Glyphs and graphemes [was Re: Cult-like behaviour]

Tue Jul 17 02:20:16 EDT 2018

On Tue, Jul 17, 2018 at 2:31 PM Marko Rauhamaa <marko at pacujo.net> wrote:
>
> Steven D'Aprano <steve+comp.lang.python at pearwood.info>:
> > On Mon, 16 Jul 2018 22:51:32 +0300, Marko Rauhamaa wrote:
> >> UTF-8 bytes can only represent the first 128 code points of Unicode.
> >
> > This is DailyWTF material. Perhaps you want to rethink your wording
> > and maybe even learn a bit more about Unicode and the UTF encodings
> > before making such statements.
> >
> > The idea that UTF-8 bytes cannot represent the whole of Unicode is not
> > even wrong. Of course a *single* byte cannot, but a single byte is not
> > "UTF-8 bytes".
>
> So I hope that by now you have understood my point and been able to
> decide if you agree with it or not.
>
>
> Marko

I still don't understand what's your original point.
I think UTF-8 vs UTF-32 is totally different from Python 2 vs 3.
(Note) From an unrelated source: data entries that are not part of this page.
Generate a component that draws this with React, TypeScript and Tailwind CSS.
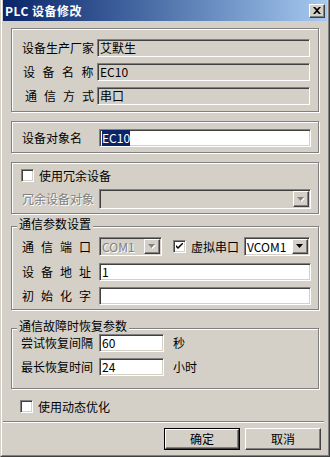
import React from "react";

const sunken =
  "border border-t-[#808080] border-l-[#808080] border-b-white border-r-white shadow-[inset_1px_1px_0_#404040,inset_-1px_-1px_0_#d4d0c8]";
const raised =
  "border border-t-white border-l-white border-b-[#404040] border-r-[#404040] shadow-[inset_-1px_-1px_0_#808080,inset_1px_1px_0_#d4d0c8]";
const disabledText = "text-[#808080] [text-shadow:1px_1px_0_#ffffff]";
const label = "shrink-0 whitespace-nowrap leading-[14px]";

const Group = ({
  title,
  className,
  children,
}: {
  title?: string;
  className: string;
  children: React.ReactNode;
}) => (
  <div
    className={`relative border border-[#808080] shadow-[inset_1px_1px_0_#ffffff,1px_1px_0_#ffffff] ${className}`}
  >
    {title && (
      <span className="absolute -top-[9px] left-[5px] bg-[#d4d0c8] px-[2px] leading-[12px] whitespace-nowrap">
        {title}
      </span>
    )}
    {children}
  </div>
);

const Field = ({
  w,
  gray,
  children,
}: {
  w: string;
  gray?: boolean;
  children?: React.ReactNode;
}) => (
  <div
    className={`${sunken} ${w} shrink-0 h-[18px] ${gray ? "bg-[#d4d0c8]" : "bg-white"} pl-[2px] leading-[16px] whitespace-nowrap overflow-hidden`}
  >
    {children}
  </div>
);

const Arrow = ({ disabled }: { disabled?: boolean }) => (
  <svg width="8" height="5" viewBox="0 0 8 5">
    {disabled && <polygon points="1,1 8,1 4.5,5" fill="#ffffff" />}
    <polygon points="0,0 7,0 3.5,4" fill={disabled ? "#808080" : "#000000"} />
  </svg>
);

const Combo = ({
  w,
  h,
  value,
  disabled,
}: {
  w: string;
  h: string;
  value?: string;
  disabled?: boolean;
}) => (
  <div
    className={`${sunken} ${w} ${h} shrink-0 flex p-[1px] ${disabled ? "bg-[#d4d0c8]" : "bg-white"}`}
  >
    <div
      className={`flex-1 pl-[1px] flex items-center whitespace-nowrap overflow-hidden ${disabled ? disabledText : ""}`}
    >
      {value}
    </div>
    <div className={`${raised} w-[16px] h-full bg-[#d4d0c8] flex items-center justify-center`}>
      <Arrow disabled={disabled} />
    </div>
  </div>
);

const Check = ({ checked }: { checked?: boolean }) => (
  <div className={`${sunken} w-[13px] h-[13px] bg-white flex items-center justify-center shrink-0`}>
    {checked && (
      <svg width="7" height="7" viewBox="0 0 7 7">
        <path d="M0 2 L0 4 L2 6 L7 1 L7 -1 L2 4 Z" fill="#000000" />
      </svg>
    )}
  </div>
);

export default function App() {
  return (
    <div className="w-[330px] h-[457px] bg-[#d4d0c8] border-l border-r border-b border-l-[#d4d0c8] border-r-[#404040] border-b-[#404040] font-['Noto_Sans_CJK_SC','Noto_Sans',sans-serif] text-[12px] text-black">
      <div className="h-full border-l border-r border-b border-l-white border-r-[#808080] border-b-[#808080] px-[1px] flex flex-col">
        {/* title bar */}
        <div className="h-[21px] shrink-0 flex items-center bg-gradient-to-r from-[#0a246a] to-[#a6caf0] pl-[2px] pr-[2px]">
          <span className="font-bold text-white leading-[12px] tracking-[0.5px]">PLC 设备修改</span>
          <div className={`${raised} ml-auto w-[16px] h-[14px] bg-[#d4d0c8] flex items-center justify-center`}>
            <svg width="8" height="7" viewBox="0 0 8 7">
              <path d="M0 0 L2 0 L4 2 L6 0 L8 0 L5 3.5 L8 7 L6 7 L4 5 L2 7 L0 7 L3 3.5 Z" fill="#000000" />
            </svg>
          </div>
        </div>

        <Group className="ml-[8px] mt-[7px] w-[308px] h-[84px] shrink-0">
          <div className="flex flex-col gap-[6px] pt-[10px] pl-[10px]">
            <div className="flex items-center">
              <span className={`${label} w-[75px]`}>设备生产厂家</span>
              <Field w="w-[213px]" gray>
                艾默生
              </Field>
            </div>
            <div className="flex items-center">
              <span className={`${label} w-[75px] pl-[1px] tracking-[7.5px]`}>设备名称</span>
              <Field w="w-[213px]" gray>
                EC10
              </Field>
            </div>
            <div className="flex items-center">
              <span className={`${label} w-[75px] pl-[3px] tracking-[7px]`}>通信方式</span>
              <Field w="w-[213px]" gray>
                串口
              </Field>
            </div>
          </div>
        </Group>

        <Group className="ml-[8px] mt-[9px] w-[308px] h-[32px] shrink-0">
          <div className="flex items-center pt-[7px] pl-[10px]">
            <span className={`${label} w-[77px]`}>设备对象名</span>
            <Field w="w-[212px]">
              <span className="bg-[#0a246a] text-white">EC10</span>
            </Field>
          </div>
        </Group>

        <Group className="ml-[8px] mt-[9px] w-[308px] h-[52px] shrink-0">
          <div className="flex flex-col pt-[6px] pl-[9px]">
            <div className="flex items-center h-[13px]">
              <Check />
              <span className="ml-[5px] leading-[13px]">使用冗余设备</span>
            </div>
            <div className="flex items-center mt-[7px]">
              <span className={`${label} w-[78px] pl-[1px] ${disabledText}`}>冗余设备对象</span>
              <Combo w="w-[212px]" h="h-[20px]" disabled />
            </div>
          </div>
        </Group>

        <Group title="通信参数设置" className="ml-[8px] mt-[12px] w-[308px] h-[84px] shrink-0">
          <div className="flex flex-col pt-[10px] pl-[10px]">
            <div className="flex items-center">
              <span className={`${label} w-[77px] tracking-[7px]`}>通信端口</span>
              <Combo w="w-[63px]" h="h-[19px]" value="COM1" disabled />
              <div className="ml-[11px]">
                <Check checked />
              </div>
              <span className={`${label} ml-[5px]`}>虚拟串口</span>
              <div className="ml-[5px]">
                <Combo w="w-[66px]" h="h-[19px]" value="VCOM1" />
              </div>
            </div>
            <div className="flex items-center mt-[7px]">
              <span className={`${label} w-[77px] tracking-[7px]`}>设备地址</span>
              <Field w="w-[212px]">1</Field>
            </div>
            <div className="flex items-center mt-[6px]">
              <span className={`${label} w-[77px] tracking-[7px]`}>初始化字</span>
              <Field w="w-[212px]" />
            </div>
          </div>
        </Group>

        <Group title="通信故障时恢复参数" className="ml-[8px] mt-[18px] w-[308px] h-[61px] shrink-0">
          <div className="flex flex-col pt-[5px] pl-[9px]">
            <div className="flex items-center">
              <span className={`${label} w-[78px]`}>尝试恢复间隔</span>
              <Field w="w-[65px]">60</Field>
              <span className={`${label} ml-[9px]`}>秒</span>
            </div>
            <div className="flex items-center mt-[6px]">
              <span className={`${label} w-[78px]`}>最长恢复时间</span>
              <Field w="w-[65px]">24</Field>
              <span className={`${label} ml-[9px]`}>小时</span>
            </div>
          </div>
        </Group>

        <div className="flex items-center ml-[17px] mt-[11px] h-[13px] shrink-0">
          <Check />
          <span className="ml-[5px] leading-[13px]">使用动态优化</span>
        </div>

        <div className="mt-[8px] w-[321px] h-[2px] border-t border-t-[#808080] border-b border-b-white shrink-0" />

        <div className="flex justify-end gap-[5px] mt-[5px] pr-[6px] shrink-0">
          <div className="border border-black">
            <div className={`${raised} w-[74px] h-[20px] bg-[#d4d0c8] flex items-center justify-center leading-[12px]`}>
              确定
            </div>
          </div>
          <div className={`${raised} w-[76px] h-[22px] bg-[#d4d0c8] flex items-center justify-center leading-[12px]`}>
            取消
          </div>
        </div>
      </div>
    </div>
  );
}
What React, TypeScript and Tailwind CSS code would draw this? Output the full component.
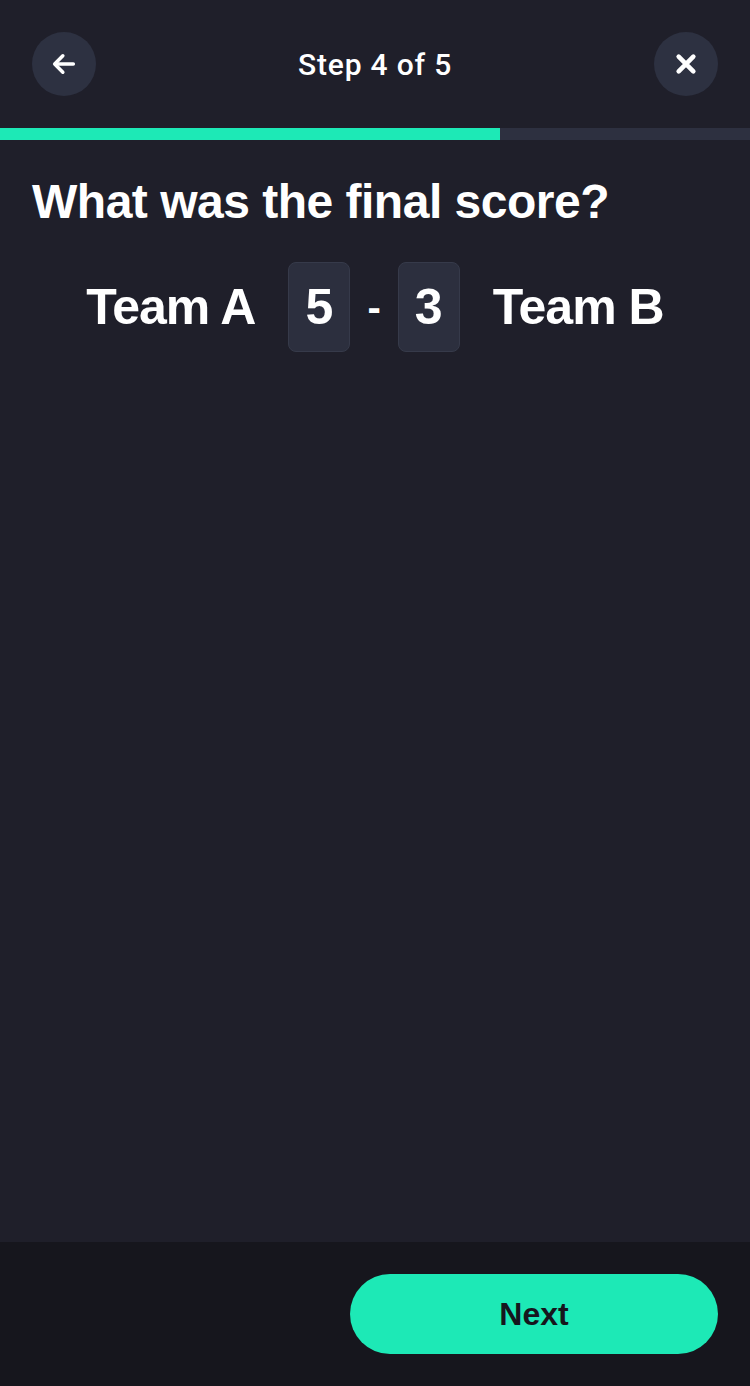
import React from 'react';

export default function App() {
  return (
    <div
      className="flex flex-col h-[1386px] w-[750px] bg-[#1f1f2a] text-white"
      style={{ fontFamily: '"Liberation Sans", Arial, sans-serif' }}
    >
      {/* Header */}
      <header className="flex items-center justify-between px-8 pt-8 pb-8">
        <button className="w-16 h-16 rounded-full bg-[#2d3141] flex items-center justify-center">
          <svg width="28" height="28" viewBox="0 0 24 24" fill="none" stroke="white" strokeWidth="3" strokeLinecap="round" strokeLinejoin="round">
            <path d="M20 12H5" />
            <path d="M11 5l-7 7 7 7" />
          </svg>
        </button>
        <span className="text-[30px] font-medium tracking-[0.8px]" style={{ fontFamily: 'Roboto, sans-serif' }}>
          Step 4 of 5
        </span>
        <button className="w-16 h-16 rounded-full bg-[#2d3141] flex items-center justify-center">
          <svg width="22" height="22" viewBox="0 0 24 24" fill="none" stroke="white" strokeWidth="5" strokeLinecap="round">
            <path d="M4 4l16 16M20 4L4 20" />
          </svg>
        </button>
      </header>

      {/* Progress */}
      <div className="h-3 w-full bg-[#2d3040]">
        <div className="h-full w-[500px] bg-[#1de9b6]" />
      </div>

      {/* Content */}
      <main className="flex-1 px-8 pt-8">
        <h1 className="text-[48px] font-bold leading-[60px] tracking-[-0.5px]">What was the final score?</h1>
        <div className="flex items-center justify-center mt-[30px]">
          <span className="text-[50px] font-bold tracking-[-1px]">Team A</span>
          <div className="ml-[33px] w-[62px] h-[90px] rounded-lg bg-[#2c2f3e] border border-[#363a4a] flex items-center justify-center text-[50px] font-bold">
            5
          </div>
          <span className="mx-[17px] text-[40px] font-bold">-</span>
          <div className="w-[62px] h-[90px] rounded-lg bg-[#2c2f3e] border border-[#363a4a] flex items-center justify-center text-[50px] font-bold">
            3
          </div>
          <span className="ml-[33px] text-[50px] font-bold tracking-[-1px]">Team B</span>
        </div>
      </main>

      {/* Footer */}
      <footer className="h-[144px] bg-[#16161d] flex items-center justify-end px-8">
        <button className="w-[368px] h-20 rounded-full bg-[#1de9b6] text-[#16161d] text-[32px] font-bold">
          Next
        </button>
      </footer>
    </div>
  );
}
For example, string in Rust and Swift (2010s languages!) are *valid* UTF-8.
There are strong separation between byte array and string, even they use UTF-8.
They looks similar to Python 3, not Python 2.

And Python can use UTF-8 for internal encoding in the future.
AFAIK, PyPy tries it now.  After they succeeded,  I want to try port it
to CPython after we removed legacy Unicode APIs. (ref PEP 393)

So "UTF-8 is better than UTF-32" is totally different problem from
"Python 2 is better than 3".

Is your point "accepting invalid UTF-8 implicitly by default is better
than explicit 'surrogateescape' error handler" like Go?
(It's 2010s languages with UTF-8 based string too, but accept invalid
UTF-8).

Regards,

--
INADA Naoki  <songofacandy at gmail.com>